- _Task to complete_
How many lines in the listing below include the word "components"? Answer with the number and nothing else.

- _Data_
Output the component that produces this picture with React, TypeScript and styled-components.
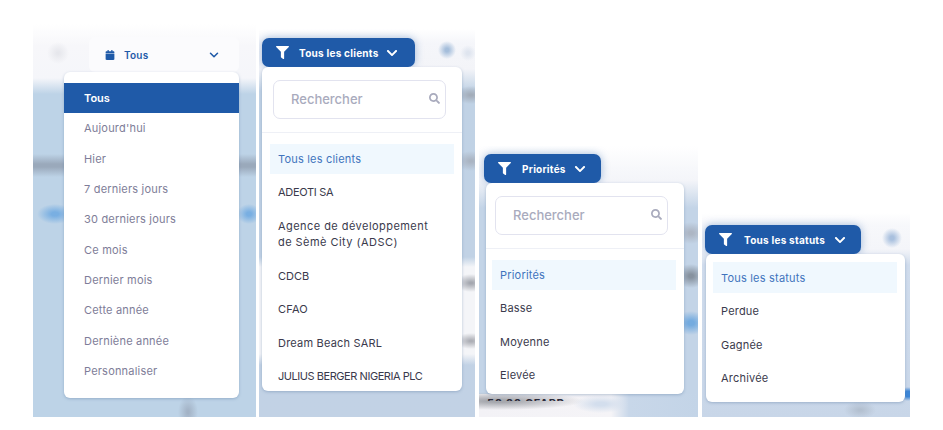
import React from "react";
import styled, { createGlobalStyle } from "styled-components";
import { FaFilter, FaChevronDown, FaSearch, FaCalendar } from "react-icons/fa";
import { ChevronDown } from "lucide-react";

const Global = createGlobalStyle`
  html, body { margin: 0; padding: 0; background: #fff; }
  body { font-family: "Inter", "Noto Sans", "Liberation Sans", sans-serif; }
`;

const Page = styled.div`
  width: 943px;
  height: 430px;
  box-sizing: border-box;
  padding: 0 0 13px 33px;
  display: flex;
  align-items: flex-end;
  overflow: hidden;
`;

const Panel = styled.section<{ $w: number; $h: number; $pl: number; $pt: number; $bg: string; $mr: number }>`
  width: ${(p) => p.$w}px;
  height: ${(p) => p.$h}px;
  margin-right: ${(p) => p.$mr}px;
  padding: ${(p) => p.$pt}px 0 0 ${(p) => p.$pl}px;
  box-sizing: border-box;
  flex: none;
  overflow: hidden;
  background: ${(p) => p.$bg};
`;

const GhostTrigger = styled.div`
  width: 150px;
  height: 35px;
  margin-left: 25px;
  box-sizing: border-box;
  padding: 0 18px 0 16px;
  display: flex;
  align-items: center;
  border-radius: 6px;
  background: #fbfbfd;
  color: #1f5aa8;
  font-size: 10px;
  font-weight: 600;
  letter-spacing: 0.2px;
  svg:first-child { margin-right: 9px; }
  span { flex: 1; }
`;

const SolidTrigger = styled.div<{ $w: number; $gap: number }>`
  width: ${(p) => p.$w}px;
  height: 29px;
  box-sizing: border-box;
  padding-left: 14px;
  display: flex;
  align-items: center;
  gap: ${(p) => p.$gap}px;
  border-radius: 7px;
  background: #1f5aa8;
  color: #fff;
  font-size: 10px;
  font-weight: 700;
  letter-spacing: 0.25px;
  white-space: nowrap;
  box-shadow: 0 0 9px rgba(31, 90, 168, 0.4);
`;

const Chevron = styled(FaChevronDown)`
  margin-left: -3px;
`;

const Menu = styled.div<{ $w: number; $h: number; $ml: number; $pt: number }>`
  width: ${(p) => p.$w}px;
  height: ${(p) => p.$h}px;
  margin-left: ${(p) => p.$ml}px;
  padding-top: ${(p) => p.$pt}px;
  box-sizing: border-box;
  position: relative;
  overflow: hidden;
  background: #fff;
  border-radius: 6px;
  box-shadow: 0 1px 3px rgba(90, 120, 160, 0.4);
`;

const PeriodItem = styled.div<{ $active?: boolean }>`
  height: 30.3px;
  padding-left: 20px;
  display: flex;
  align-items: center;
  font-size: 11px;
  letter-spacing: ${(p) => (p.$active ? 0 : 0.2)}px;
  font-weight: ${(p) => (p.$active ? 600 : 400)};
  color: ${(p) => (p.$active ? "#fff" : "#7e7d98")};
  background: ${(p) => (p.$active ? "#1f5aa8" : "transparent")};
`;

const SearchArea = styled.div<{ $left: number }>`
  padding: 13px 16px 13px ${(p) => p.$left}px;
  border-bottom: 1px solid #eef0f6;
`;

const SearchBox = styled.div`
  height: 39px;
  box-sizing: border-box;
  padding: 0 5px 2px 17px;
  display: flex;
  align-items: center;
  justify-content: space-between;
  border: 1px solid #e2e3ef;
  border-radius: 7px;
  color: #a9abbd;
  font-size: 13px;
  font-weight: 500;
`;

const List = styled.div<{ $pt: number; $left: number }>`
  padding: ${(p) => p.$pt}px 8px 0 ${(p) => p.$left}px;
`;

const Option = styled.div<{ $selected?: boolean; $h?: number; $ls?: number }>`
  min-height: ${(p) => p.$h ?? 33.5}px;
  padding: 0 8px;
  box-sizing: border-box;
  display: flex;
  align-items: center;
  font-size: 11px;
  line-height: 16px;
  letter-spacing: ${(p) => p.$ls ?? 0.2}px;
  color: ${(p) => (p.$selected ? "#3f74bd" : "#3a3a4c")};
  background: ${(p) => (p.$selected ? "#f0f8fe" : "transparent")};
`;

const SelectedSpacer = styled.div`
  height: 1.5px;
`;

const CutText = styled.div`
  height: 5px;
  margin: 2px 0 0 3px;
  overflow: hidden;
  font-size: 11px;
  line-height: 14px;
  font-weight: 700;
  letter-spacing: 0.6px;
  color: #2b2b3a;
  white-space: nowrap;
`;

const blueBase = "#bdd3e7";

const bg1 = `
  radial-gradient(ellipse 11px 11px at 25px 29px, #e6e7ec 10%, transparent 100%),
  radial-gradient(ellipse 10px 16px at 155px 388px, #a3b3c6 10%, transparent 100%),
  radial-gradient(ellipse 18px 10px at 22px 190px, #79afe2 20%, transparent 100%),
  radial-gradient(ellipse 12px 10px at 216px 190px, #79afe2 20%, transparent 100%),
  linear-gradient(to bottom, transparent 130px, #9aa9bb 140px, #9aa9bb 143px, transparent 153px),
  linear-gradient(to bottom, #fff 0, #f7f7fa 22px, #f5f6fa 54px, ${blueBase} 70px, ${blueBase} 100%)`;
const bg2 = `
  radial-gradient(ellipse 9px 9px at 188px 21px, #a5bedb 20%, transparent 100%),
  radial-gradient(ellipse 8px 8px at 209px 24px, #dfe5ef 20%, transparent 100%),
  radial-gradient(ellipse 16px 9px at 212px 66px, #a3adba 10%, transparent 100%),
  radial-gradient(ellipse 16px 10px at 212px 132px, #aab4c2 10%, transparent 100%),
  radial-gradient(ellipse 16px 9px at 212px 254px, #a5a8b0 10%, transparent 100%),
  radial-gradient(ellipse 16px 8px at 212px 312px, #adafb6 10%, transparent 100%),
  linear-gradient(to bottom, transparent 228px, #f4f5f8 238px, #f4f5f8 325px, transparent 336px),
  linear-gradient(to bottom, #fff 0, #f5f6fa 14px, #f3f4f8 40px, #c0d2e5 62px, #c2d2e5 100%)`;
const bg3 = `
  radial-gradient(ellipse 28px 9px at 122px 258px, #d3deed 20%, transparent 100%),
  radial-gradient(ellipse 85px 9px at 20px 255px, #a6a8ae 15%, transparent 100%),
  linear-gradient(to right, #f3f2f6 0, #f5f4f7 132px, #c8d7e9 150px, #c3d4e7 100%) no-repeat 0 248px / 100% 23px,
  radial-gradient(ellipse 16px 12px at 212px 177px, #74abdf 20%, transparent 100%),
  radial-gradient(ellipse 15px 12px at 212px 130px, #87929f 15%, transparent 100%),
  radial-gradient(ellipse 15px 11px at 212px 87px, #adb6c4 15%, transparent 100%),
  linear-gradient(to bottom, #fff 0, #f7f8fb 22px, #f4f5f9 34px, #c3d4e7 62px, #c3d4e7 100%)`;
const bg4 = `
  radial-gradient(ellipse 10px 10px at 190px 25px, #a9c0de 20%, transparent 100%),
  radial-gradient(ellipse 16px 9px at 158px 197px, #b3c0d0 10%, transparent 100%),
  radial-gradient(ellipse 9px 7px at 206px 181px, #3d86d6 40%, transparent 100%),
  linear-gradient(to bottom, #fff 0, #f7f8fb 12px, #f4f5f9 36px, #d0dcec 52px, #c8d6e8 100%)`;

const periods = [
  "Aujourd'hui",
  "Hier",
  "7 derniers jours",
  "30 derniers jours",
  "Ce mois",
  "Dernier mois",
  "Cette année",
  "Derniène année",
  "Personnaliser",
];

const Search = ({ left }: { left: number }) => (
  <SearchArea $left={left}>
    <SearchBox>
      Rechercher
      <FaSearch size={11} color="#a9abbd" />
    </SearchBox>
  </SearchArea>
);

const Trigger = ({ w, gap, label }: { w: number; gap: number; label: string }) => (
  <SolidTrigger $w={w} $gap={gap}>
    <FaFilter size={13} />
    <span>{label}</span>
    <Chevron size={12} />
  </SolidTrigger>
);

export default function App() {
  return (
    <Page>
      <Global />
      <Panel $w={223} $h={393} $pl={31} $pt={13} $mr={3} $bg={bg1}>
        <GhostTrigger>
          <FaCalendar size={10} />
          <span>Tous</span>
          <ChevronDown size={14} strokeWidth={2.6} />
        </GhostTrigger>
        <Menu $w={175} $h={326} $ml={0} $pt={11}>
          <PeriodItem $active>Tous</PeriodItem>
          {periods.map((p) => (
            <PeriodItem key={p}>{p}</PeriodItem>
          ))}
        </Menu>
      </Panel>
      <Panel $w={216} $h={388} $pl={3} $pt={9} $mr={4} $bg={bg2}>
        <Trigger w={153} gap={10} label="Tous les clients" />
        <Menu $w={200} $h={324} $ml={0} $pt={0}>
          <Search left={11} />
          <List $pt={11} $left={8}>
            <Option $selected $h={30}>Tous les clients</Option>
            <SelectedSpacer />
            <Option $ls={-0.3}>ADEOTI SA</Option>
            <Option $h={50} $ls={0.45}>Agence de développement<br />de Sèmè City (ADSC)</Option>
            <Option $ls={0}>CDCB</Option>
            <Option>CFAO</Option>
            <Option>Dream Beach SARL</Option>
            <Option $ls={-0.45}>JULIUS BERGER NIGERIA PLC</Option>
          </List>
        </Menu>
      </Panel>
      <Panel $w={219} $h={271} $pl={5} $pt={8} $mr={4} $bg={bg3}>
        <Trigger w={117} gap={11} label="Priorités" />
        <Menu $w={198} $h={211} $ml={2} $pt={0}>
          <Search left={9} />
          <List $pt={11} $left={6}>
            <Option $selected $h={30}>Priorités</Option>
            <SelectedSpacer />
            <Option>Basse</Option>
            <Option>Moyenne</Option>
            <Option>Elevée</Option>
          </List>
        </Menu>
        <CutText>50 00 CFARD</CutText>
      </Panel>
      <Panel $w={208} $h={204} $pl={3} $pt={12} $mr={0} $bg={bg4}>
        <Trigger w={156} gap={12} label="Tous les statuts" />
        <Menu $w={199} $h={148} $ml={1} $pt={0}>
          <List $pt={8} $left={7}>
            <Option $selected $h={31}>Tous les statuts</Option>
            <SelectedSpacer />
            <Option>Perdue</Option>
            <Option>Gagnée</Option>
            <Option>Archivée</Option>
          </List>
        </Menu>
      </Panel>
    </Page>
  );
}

- _Task response_
2